Os recursos administrativos especiais, nos termos do previsto
no art. 199.º do CPA, devem estar expressamente previstos na lei (o que revela
a sua natureza excecional, distinguindo-os do recurso hierárquico) e podem ser
exercidos nas seguintes situações jurídico-administrativas:
i)
Caso
entre dois órgãos não exista hierarquia administrativa, embora integrem a mesma
pessoa coletiva, e o órgão ad quem
disponha de poderes de supervisão que lhe permitem revogar, alterar ou anular
os atos administrativos praticados pelo outro órgão (alínea a), n.º 1, do art. 199.º). Portanto,
poder-se-á recorrer para a estrutura orgânica que exerce esse poder de supervisão,
impugnando-se, por esta via, o ato administrativo;
ii)
Para
o órgão colegial, de atos ou omissões dos seus membros, comissões ou secções (alínea
b));
iii) Se existir uma relação de tutela ou
de superintendência revogatórias ou anulatórias entre órgãos de pessoas
coletivas diferentes (alínea c)).
iv) Recurso delegatório, sempre que
existe delegação ou subdelegação de poderes (que resulta da conjugação dos art.
199.º, n.º 2, art. 49.º, n.º 2, e art. 169.º, n.º 4 do CPA).
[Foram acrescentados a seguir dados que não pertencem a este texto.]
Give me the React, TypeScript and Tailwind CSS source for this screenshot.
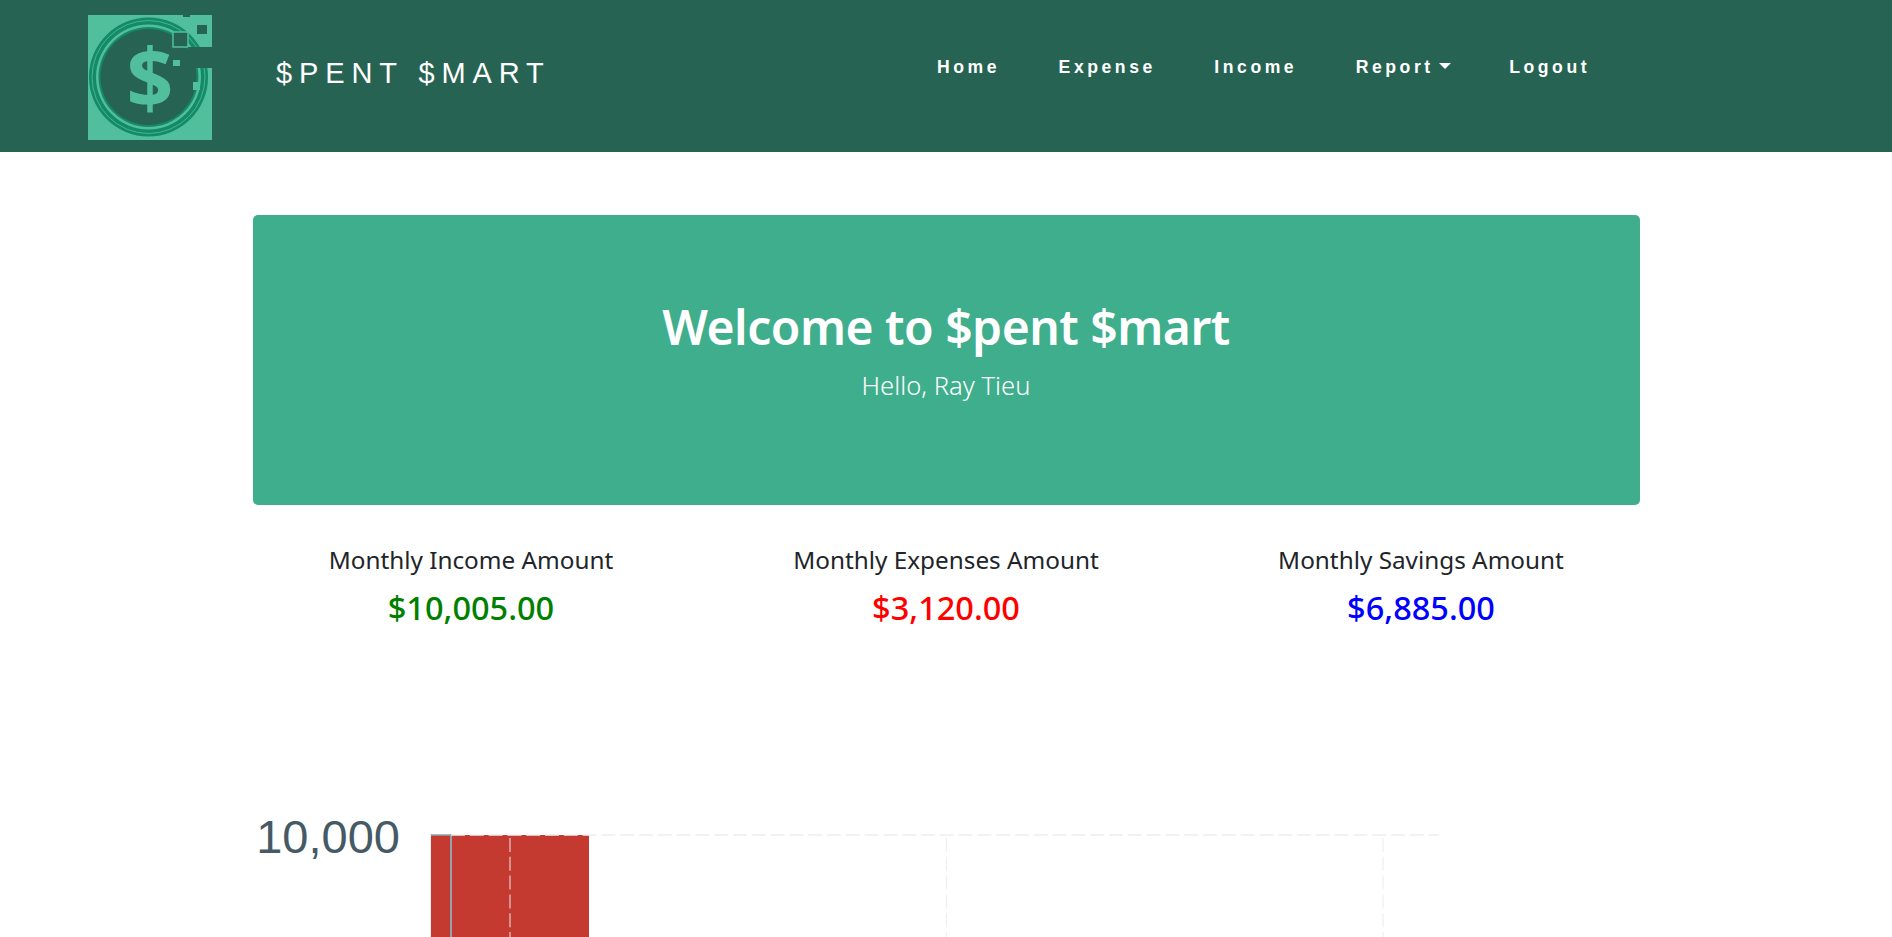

Concluindo a análise destes recursos administrativos
especiais, dizer que deve verificar-se, caso a caso, o enquadramento legal da
supervisão e a sua amplitude, dadas as diferenças de autonomia dos diferentes
órgãos e das diferentes pessoas coletivas públicas presentes na relação
jurídico-administrativa, pois implicam o confronto entre dois órgãos da mesma ou
de duas pessoas coletivas distintas, respetivamente.
Bibliografia
- AMARAL, Diogo Freitas do. Curso de Direito Administrativo, Vol. II. Almedina, 2016 (3.ª
edição). Coimbra.
- ALMEIDA, Mário Aroso de. Teoria Geral do Direito Administrativo: O Novo Regime do Código do
Procedimento Administrativo. Almedina, 2017 (4.ª edição). Coimbra.
- CAUPERS, João. Introdução ao Direito Administrativo. Âncora Editora, 2013
(12.ª edição), Lisboa.
- FONTES, José. Curso Sobre o Novo Código de Procedimento Administrativo. Almedina, 2017 (6.ª edição), Coimbra.